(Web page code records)
## start

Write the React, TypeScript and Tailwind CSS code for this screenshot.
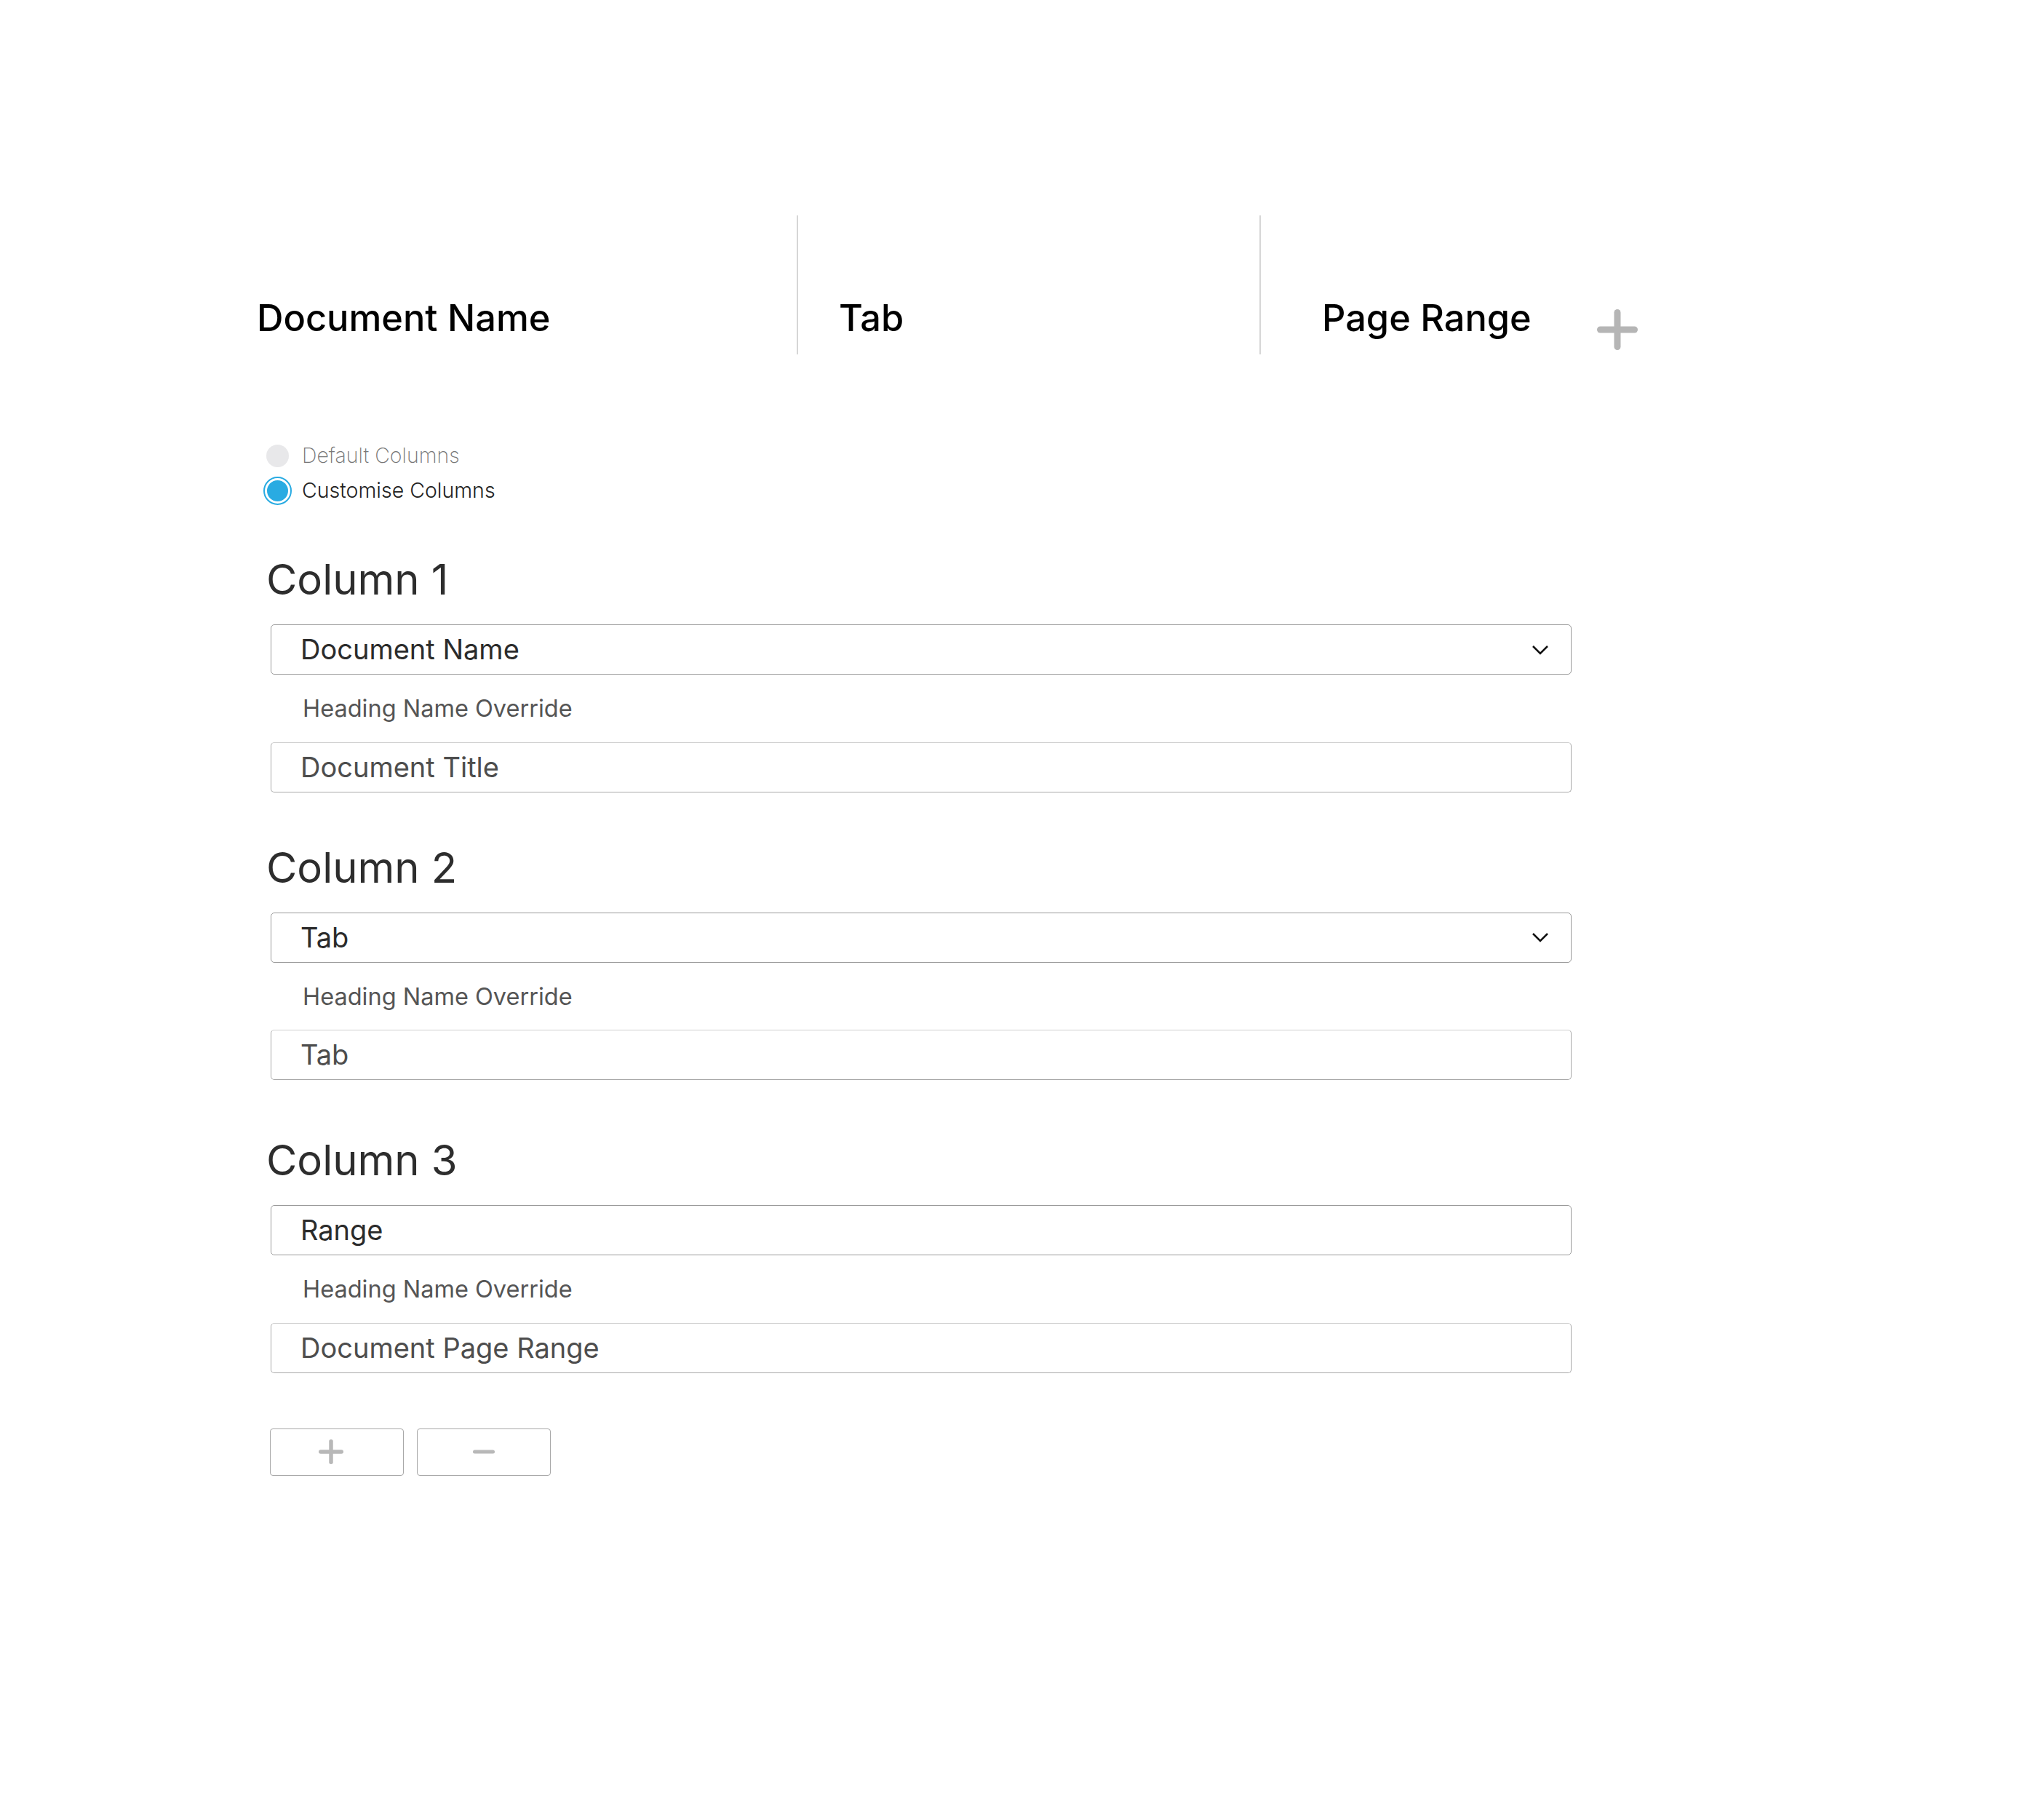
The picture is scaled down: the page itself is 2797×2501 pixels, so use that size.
import React from "react";

type ColumnProps = {
  title: string;
  value: string;
  override: string;
  select?: boolean;
  top: string;
};

function Chevron() {
  return (
    <svg width="24" height="14" viewBox="0 0 24 14" className="mr-[30px]">
      <polyline points="2,2 12,12 22,2" fill="none" stroke="#111" strokeWidth="2.5" />
    </svg>
  );
}

function Plus({ size, stroke, color }: { size: number; stroke: number; color: string }) {
  const h = stroke / 2;
  return (
    <svg width={size} height={size} viewBox={`0 0 ${size} ${size}`}>
      <line x1={h} y1={size / 2} x2={size - h} y2={size / 2} stroke={color} strokeWidth={stroke} strokeLinecap="round" />
      <line x1={size / 2} y1={h} x2={size / 2} y2={size - h} stroke={color} strokeWidth={stroke} strokeLinecap="round" />
    </svg>
  );
}

function ColumnSection({ title, value, override, select, top }: ColumnProps) {
  return (
    <div className={top}>
      <h2 className="ml-[13px] mb-[33px] text-[58px] leading-none font-normal text-[#2d2d2d]">{title}</h2>

      <div className="ml-[19px] w-[1788px] h-[69px] rounded-[5px] border border-[#9a9a9a] flex items-center justify-between pl-[40px] text-[38px] text-[#2b2b2b]">
        <span>{value}</span>
        {select && <Chevron />}
      </div>

      <p className="ml-[63px] mt-[31px] mb-[29px] text-[32.5px] leading-none text-[#555555]">Heading Name Override</p>

      <div className="ml-[19px] w-[1788px] h-[69px] rounded-[5px] border border-[#a9a9a9] border-t-[#cfcfcf] flex items-center pl-[40px] text-[38px] text-[#4d4d4d]">
        {override}
      </div>
    </div>
  );
}

export default function App() {
  return (
    <div className="min-h-screen bg-white font-['Inter',sans-serif]">
      <div className="pl-[353px] pt-[296px] pb-[400px]">
        {/* Table header preview */}
        <div className="flex h-[191px] text-[50.5px] leading-none font-medium text-black">
          <div className="w-[742px] pt-[116px]">Document Name</div>
          <div className="w-[2px] bg-[#d6d6d6]" />
          <div className="w-[634px] pl-[56px] pt-[116px]">Tab</div>
          <div className="w-[2px] bg-[#d6d6d6]" />
          <div className="flex items-start pl-[84px] pt-[116px]">
            <span>Page Range</span>
            <div className="ml-[90px] mt-[13px]">
              <Plus size={56} stroke={9} color="#b5b5b5" />
            </div>
          </div>
        </div>

        {/* Column mode */}
        <div className="mt-[115px] ml-[8px] flex flex-col">
          <label className="flex items-center h-[48px]">
            <span className="w-[40px] flex justify-center">
              <span className="w-[31px] h-[31px] rounded-full bg-[#e8e8ea]" />
            </span>
            <span className="ml-[14px] text-[28.5px] leading-none font-extralight text-[#777777]">Default Columns</span>
          </label>
          <label className="flex items-center h-[48px]">
            <span className="w-[40px] flex justify-center">
              <span className="w-[39px] h-[39px] rounded-full border-2 border-[#29abe2] p-[3px] bg-white">
                <span className="block w-full h-full rounded-full bg-[#29abe2]" />
              </span>
            </span>
            <span className="ml-[14px] text-[28.5px] leading-none font-light text-[#222222]">Customise Columns</span>
          </label>
        </div>

        <ColumnSection top="mt-[69px]" title="Column 1" value="Document Name" override="Document Title" select />
        <ColumnSection top="mt-[74px]" title="Column 2" value="Tab" override="Tab" select />
        <ColumnSection top="mt-[81px]" title="Column 3" value="Range" override="Document Page Range" />

        <div className="mt-[76px] ml-[18px] flex gap-[18px]">
          <button className="w-[184px] h-[65px] rounded-[4px] border border-[#a8a8a8] flex items-center justify-center pr-[16px]">
            <Plus size={34} stroke={5.5} color="#b8b8b8" />
          </button>
          <button className="w-[184px] h-[65px] rounded-[4px] border border-[#a8a8a8] flex items-center justify-center">
            <svg width="30" height="6" viewBox="0 0 30 6">
              <line x1="2.5" y1="3" x2="27.5" y2="3" stroke="#b8b8b8" strokeWidth="5" strokeLinecap="round" />
            </svg>
          </button>
        </div>
      </div>
    </div>
  );
}
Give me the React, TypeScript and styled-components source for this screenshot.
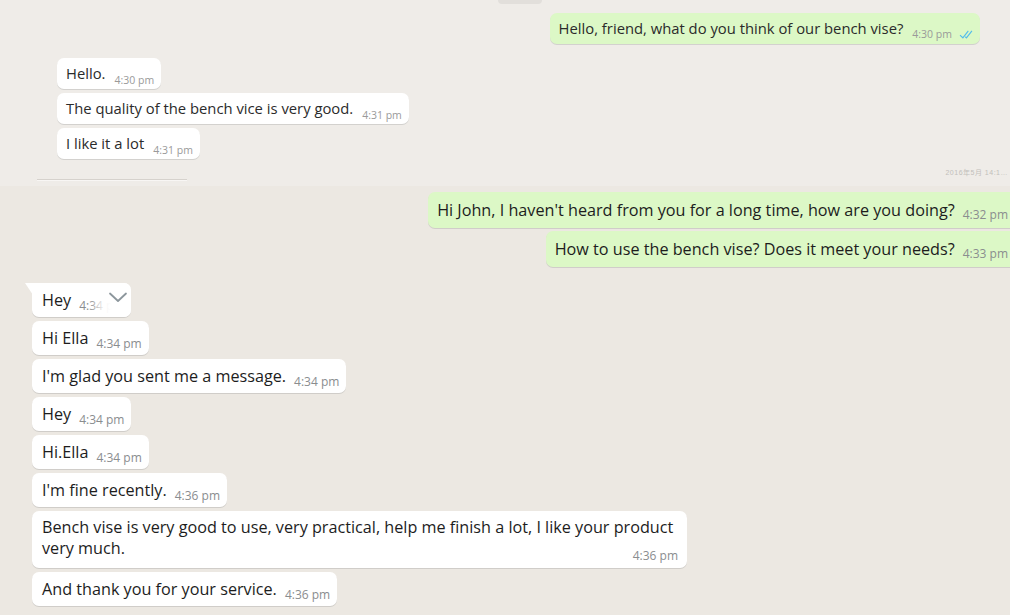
import React from 'react'
import styled, { createGlobalStyle, css } from 'styled-components'

const GlobalStyle = createGlobalStyle`
    html, body {
        margin: 0;
        padding: 0;
    }
    body {
        background: #ece8e2;
        font-family: 'Open Sans', 'Liberation Sans', Arial, sans-serif;
        overflow: hidden;
    }
`

const Pane = styled.div`
    width: 1010px;
    height: 615px;
    overflow: hidden;
    display: flex;
    flex-direction: column;
`

const TopSection = styled.section`
    height: 186px;
    flex-shrink: 0;
    display: flex;
    flex-direction: column;
    padding-right: 30px;
    background: #efece8;
`

const BottomSection = styled.section`
    flex: 1;
    display: flex;
    flex-direction: column;
    padding-top: 6px;
    background: #ece8e2;
`

const DateChip = styled.div`
    width: 44px;
    height: 4px;
    margin-left: 498px;
    border-radius: 0 0 8px 8px;
    background: #e2dfdb;
`

const Group = styled.div<{ $out?: boolean; $inset: number; $top: number; $gap: number }>`
    display: flex;
    flex-direction: column;
    align-items: ${(p) => (p.$out ? 'flex-end' : 'flex-start')};
    gap: ${(p) => p.$gap}px;
    margin-top: ${(p) => p.$top}px;
    ${(p) => (p.$out ? `margin-right: ${p.$inset}px;` : `padding-left: ${p.$inset}px;`)}
`

const Meta = styled.span<{ $small?: boolean }>`
    display: inline-flex;
    align-items: center;
    gap: 7px;
    flex-shrink: 0;
    white-space: nowrap;
    color: #8a8d8f;
    ${(p) =>
        p.$small
            ? css`
                  font-size: 10.5px;
                  line-height: 12px;
                  margin: 0 0 -3px 9px;
                  color: #9a9a9a;
              `
            : css`
                  font-size: 12px;
                  line-height: 14px;
                  margin: 0 0 -3px 8px;
              `}
`

const Bubble = styled.div<{ $out?: boolean; $small?: boolean; $tail?: boolean; $multiline?: boolean }>`
    position: relative;
    box-sizing: border-box;
    display: flex;
    align-items: flex-end;
    background: ${(p) => (p.$out ? '#dcf8c6' : '#ffffff')};
    border-radius: 7px;
    box-shadow: 0 1px 0.5px rgba(11, 20, 26, 0.12);
    ${(p) =>
        p.$small
            ? css`
                  font-size: 14.8px;
                  line-height: 19px;
                  color: #2b2b2b;
                  padding: 6px 7px 6px 9px;
              `
            : css`
                  font-size: 16.2px;
                  line-height: 20px;
                  color: #1d1d1d;
                  padding: 7px 7px 7px 10px;
              `}
    ${(p) =>
        p.$out &&
        !p.$small &&
        css`
            padding: 8px 8px 8px 9px;
        `}
    ${(p) =>
        p.$multiline &&
        css`
            display: flow-root;
            width: 655px;
            line-height: 21px;
            padding: 6px 9px 5px 10px;
            ${Meta} {
                float: right;
                margin: 11px 0 0 12px;
            }
        `}
    ${(p) =>
        p.$tail &&
        css`
            border-top-left-radius: 0;
            &::before {
                content: '';
                position: absolute;
                left: -7px;
                top: 0;
                width: 8px;
                height: 12px;
                background: #ffffff;
                clip-path: polygon(0 0, 100% 0, 100% 100%);
            }
        `}
`

const Text = styled.span``

const Chevron = styled.span`
    position: absolute;
    top: 0;
    right: 0;
    bottom: 0;
    width: 42px;
    display: flex;
    justify-content: flex-end;
    padding: 9px 3px 0 0;
    box-sizing: border-box;
    border-radius: 0 7px 7px 0;
    background: linear-gradient(to right, rgba(255, 255, 255, 0) 0%, rgba(255, 255, 255, 0.9) 35%, #ffffff 55%);
`

const Footer = styled.div`
    display: flex;
    justify-content: space-between;
    align-items: flex-end;
    margin-top: 10px;
    padding-left: 37px;
    margin-right: -28px;
`

const Rule = styled.div`
    width: 150px;
    height: 1px;
    background: #d6d2cd;
    box-shadow: 0 1px 0 #f8f6f4;
`

const Stamp = styled.span`
    font-size: 7px;
    line-height: 8px;
    color: #c2bfbb;
    letter-spacing: 0.5px;
    margin-bottom: 3px;
    font-family: 'Liberation Sans', 'Noto Sans CJK SC', sans-serif;
`

const Ticks = ({ size }: { size: number }) => (
    <svg width={size} height={size * 0.95} viewBox="0 0 16 15" fill="#53bdeb">
        <path d="M15.01 3.316l-.478-.372a.365.365 0 0 0-.51.063L8.666 9.879a.32.32 0 0 1-.484.033l-.358-.325a.319.319 0 0 0-.484.032l-.378.483a.418.418 0 0 0 .036.541l1.32 1.266c.143.14.361.125.484-.033l6.272-8.048a.366.366 0 0 0-.064-.512zm-4.1 0l-.478-.372a.365.365 0 0 0-.51.063L4.566 9.879a.32.32 0 0 1-.484.033L1.891 7.769a.366.366 0 0 0-.515.006l-.423.433a.364.364 0 0 0 .006.514l3.258 3.185c.143.14.361.125.484-.033l6.272-8.048a.365.365 0 0 0-.063-.51z" />
    </svg>
)

const DownIcon = () => (
    <svg width="20" height="11" viewBox="0 0 20 11" fill="none" stroke="#8c969c" strokeWidth="1.8" strokeLinecap="round" strokeLinejoin="round">
        <path d="M2 1.5 L10 9 L18 1.5" />
    </svg>
)

interface Msg {
    text: string
    time: string
    tail?: boolean
    menu?: boolean
    multiline?: boolean
}

const earlyIncoming: Msg[] = [
    { text: 'Hello.', time: '4:30 pm' },
    { text: 'The quality of the bench vice is very good.', time: '4:31 pm' },
    { text: 'I like it a lot', time: '4:31 pm' },
]

const laterOutgoing: Msg[] = [
    { text: "Hi John, I haven't heard from you for a long time, how are you doing?", time: '4:32 pm' },
    { text: 'How to use the bench vise? Does it meet your needs?', time: '4:33 pm' },
]

const laterIncoming: Msg[] = [
    { text: 'Hey', time: '4:34 pm', tail: true, menu: true },
    { text: 'Hi Ella', time: '4:34 pm' },
    { text: "I'm glad you sent me a message.", time: '4:34 pm' },
    { text: 'Hey', time: '4:34 pm' },
    { text: 'Hi.Ella', time: '4:34 pm' },
    { text: "I'm fine recently.", time: '4:36 pm' },
    {
        text: 'Bench vise is very good to use, very practical, help me finish a lot, I like your product very much.',
        time: '4:36 pm',
        multiline: true,
    },
    { text: 'And thank you for your service.', time: '4:36 pm' },
]

const App = () => {
    return (
        <>
            <GlobalStyle />
            <Pane>
                <TopSection>
                    <DateChip />
                    <Group $out $inset={0} $top={9} $gap={4}>
                        <Bubble $out $small>
                            <Text>Hello, friend, what do you think of our bench vise?</Text>
                            <Meta $small>
                                4:30 pm
                                <Ticks size={14} />
                            </Meta>
                        </Bubble>
                    </Group>
                    <Group $inset={57} $top={14} $gap={4}>
                        {earlyIncoming.map((m, i) => (
                            <Bubble key={i} $small>
                                <Text>{m.text}</Text>
                                <Meta $small>{m.time}</Meta>
                            </Bubble>
                        ))}
                    </Group>
                    <Footer>
                        <Rule />
                        <Stamp>2016年5月 14:1…</Stamp>
                    </Footer>
                </TopSection>
                <BottomSection>
                    <Group $out $inset={-29} $top={0} $gap={3}>
                        {laterOutgoing.map((m, i) => (
                            <Bubble key={i} $out>
                                <Text>{m.text}</Text>
                                <Meta>
                                    {m.time}
                                    <Ticks size={16} />
                                </Meta>
                            </Bubble>
                        ))}
                    </Group>
                    <Group $inset={32} $top={16} $gap={4}>
                        {laterIncoming.map((m, i) => (
                            <Bubble key={i} $tail={m.tail} $multiline={m.multiline}>
                                <Text>{m.text}</Text>
                                <Meta>{m.time}</Meta>
                                {m.menu && (
                                    <Chevron>
                                        <DownIcon />
                                    </Chevron>
                                )}
                            </Bubble>
                        ))}
                    </Group>
                </BottomSection>
            </Pane>
        </>
    )
}

export default App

## end

**Job**.
Your answer should be one number: the count of lines in the data above that include the word "this".

**Exercise response**.
2